What you should do.
Check every line of the material below for the string "index", and return the ones that have it.

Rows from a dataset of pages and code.
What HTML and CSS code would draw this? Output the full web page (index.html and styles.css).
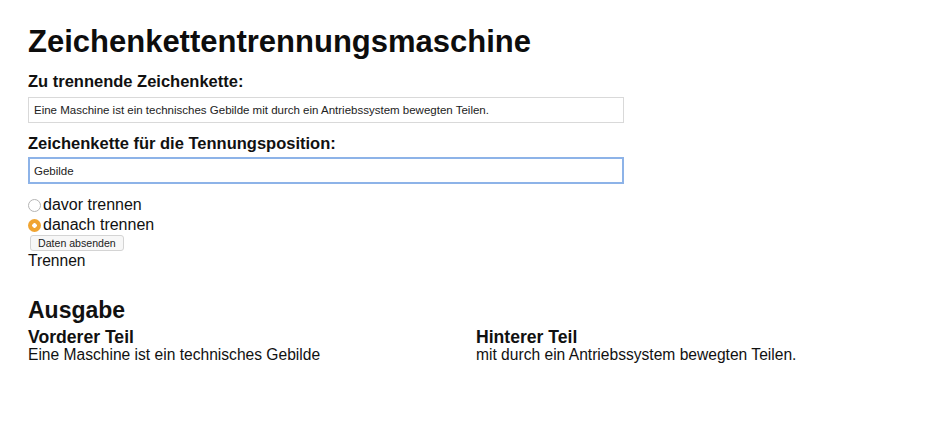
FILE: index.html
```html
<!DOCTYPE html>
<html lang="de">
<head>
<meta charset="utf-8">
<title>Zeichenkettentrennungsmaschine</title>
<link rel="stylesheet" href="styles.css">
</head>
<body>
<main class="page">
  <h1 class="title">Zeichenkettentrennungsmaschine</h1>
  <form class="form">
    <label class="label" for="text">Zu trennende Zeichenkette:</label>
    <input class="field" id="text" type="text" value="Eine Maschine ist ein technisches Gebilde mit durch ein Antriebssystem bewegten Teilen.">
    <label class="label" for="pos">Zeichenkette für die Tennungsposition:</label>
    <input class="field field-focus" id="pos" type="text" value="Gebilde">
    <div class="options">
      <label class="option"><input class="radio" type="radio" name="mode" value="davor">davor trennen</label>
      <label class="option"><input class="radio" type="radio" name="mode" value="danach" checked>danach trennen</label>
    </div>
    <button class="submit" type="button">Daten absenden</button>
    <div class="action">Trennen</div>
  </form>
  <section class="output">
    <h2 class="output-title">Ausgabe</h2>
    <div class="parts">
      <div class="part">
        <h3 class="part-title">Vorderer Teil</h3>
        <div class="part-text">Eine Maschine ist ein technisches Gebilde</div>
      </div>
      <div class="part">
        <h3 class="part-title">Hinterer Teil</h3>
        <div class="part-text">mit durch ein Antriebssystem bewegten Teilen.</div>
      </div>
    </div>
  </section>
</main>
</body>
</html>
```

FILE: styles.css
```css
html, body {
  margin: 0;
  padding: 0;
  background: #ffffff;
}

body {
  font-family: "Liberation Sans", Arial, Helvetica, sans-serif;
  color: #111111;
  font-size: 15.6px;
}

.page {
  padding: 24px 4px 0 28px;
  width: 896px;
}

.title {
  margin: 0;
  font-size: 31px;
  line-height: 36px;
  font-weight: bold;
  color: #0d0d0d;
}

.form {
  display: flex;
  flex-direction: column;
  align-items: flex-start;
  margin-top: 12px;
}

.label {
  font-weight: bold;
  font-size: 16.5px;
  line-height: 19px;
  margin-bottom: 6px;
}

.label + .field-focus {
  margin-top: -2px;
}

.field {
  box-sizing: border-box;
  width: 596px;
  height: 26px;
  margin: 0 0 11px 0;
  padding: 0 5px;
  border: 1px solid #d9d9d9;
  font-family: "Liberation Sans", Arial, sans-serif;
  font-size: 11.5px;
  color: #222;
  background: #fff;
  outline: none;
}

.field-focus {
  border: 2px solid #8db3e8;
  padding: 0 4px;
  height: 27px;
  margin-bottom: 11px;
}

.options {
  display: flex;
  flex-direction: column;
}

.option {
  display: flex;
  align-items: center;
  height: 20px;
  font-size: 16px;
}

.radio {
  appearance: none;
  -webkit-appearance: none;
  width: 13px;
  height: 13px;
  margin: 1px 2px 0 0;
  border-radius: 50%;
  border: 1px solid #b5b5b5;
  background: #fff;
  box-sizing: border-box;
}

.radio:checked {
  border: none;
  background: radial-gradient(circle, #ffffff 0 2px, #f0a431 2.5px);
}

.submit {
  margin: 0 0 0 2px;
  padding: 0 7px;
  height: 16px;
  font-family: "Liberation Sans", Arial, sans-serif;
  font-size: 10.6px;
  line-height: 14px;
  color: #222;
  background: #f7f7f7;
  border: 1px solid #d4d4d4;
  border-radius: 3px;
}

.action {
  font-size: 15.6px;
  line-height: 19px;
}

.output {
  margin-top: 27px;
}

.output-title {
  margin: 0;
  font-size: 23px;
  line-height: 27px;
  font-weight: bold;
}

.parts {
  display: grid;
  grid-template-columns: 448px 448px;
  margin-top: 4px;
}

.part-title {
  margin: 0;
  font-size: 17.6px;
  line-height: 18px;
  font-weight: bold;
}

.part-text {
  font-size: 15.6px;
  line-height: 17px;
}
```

==

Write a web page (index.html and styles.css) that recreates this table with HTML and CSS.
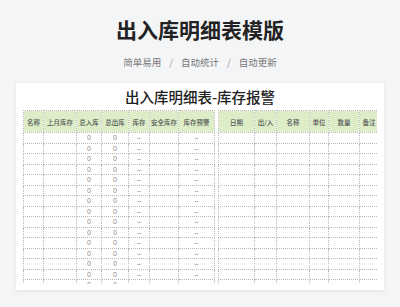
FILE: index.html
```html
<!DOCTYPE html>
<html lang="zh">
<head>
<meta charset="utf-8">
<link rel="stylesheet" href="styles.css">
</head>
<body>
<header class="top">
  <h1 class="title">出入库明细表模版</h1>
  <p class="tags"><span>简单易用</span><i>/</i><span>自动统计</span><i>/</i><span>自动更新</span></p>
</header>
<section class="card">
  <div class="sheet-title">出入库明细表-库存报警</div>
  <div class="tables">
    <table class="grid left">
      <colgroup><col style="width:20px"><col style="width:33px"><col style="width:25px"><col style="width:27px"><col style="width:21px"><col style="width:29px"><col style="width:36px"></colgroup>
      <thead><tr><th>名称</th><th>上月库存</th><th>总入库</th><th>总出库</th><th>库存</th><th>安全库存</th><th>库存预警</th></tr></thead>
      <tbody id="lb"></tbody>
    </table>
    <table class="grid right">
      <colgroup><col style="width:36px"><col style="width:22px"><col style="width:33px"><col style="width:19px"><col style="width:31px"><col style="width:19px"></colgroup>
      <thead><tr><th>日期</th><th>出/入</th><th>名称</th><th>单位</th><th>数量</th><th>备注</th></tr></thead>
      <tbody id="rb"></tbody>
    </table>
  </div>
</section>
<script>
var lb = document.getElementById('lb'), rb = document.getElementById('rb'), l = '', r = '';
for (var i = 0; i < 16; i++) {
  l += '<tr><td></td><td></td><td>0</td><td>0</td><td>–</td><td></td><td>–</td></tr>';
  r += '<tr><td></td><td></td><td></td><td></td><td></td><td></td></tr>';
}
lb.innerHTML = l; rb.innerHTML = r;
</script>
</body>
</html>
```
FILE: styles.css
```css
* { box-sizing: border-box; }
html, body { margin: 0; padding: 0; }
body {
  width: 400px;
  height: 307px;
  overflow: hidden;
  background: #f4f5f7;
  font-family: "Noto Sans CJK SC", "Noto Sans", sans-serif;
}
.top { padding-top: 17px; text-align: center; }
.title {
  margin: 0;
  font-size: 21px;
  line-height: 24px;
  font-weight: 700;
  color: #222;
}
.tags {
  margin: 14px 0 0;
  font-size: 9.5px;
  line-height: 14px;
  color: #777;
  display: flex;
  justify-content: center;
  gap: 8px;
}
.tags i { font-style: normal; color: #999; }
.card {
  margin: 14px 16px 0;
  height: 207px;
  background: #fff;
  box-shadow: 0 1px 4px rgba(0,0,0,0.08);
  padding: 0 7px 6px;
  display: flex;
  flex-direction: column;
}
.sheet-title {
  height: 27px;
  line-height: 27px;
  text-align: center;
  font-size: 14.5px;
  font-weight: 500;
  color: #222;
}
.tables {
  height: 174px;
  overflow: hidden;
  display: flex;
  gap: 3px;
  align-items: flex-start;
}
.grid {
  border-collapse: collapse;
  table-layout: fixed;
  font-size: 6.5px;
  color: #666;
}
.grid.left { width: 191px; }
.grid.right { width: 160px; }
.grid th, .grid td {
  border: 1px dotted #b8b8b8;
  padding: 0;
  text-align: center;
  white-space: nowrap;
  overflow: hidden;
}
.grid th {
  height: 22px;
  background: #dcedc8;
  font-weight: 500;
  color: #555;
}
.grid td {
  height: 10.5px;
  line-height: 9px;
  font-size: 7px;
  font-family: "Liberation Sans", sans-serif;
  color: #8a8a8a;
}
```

Result of this exercise.
What HTML and CSS code would draw this? Output the full web page (index.html and styles.css).
FILE: index.html
Write a web page (index.html and styles.css) that recreates this table with HTML and CSS.
FILE: index.html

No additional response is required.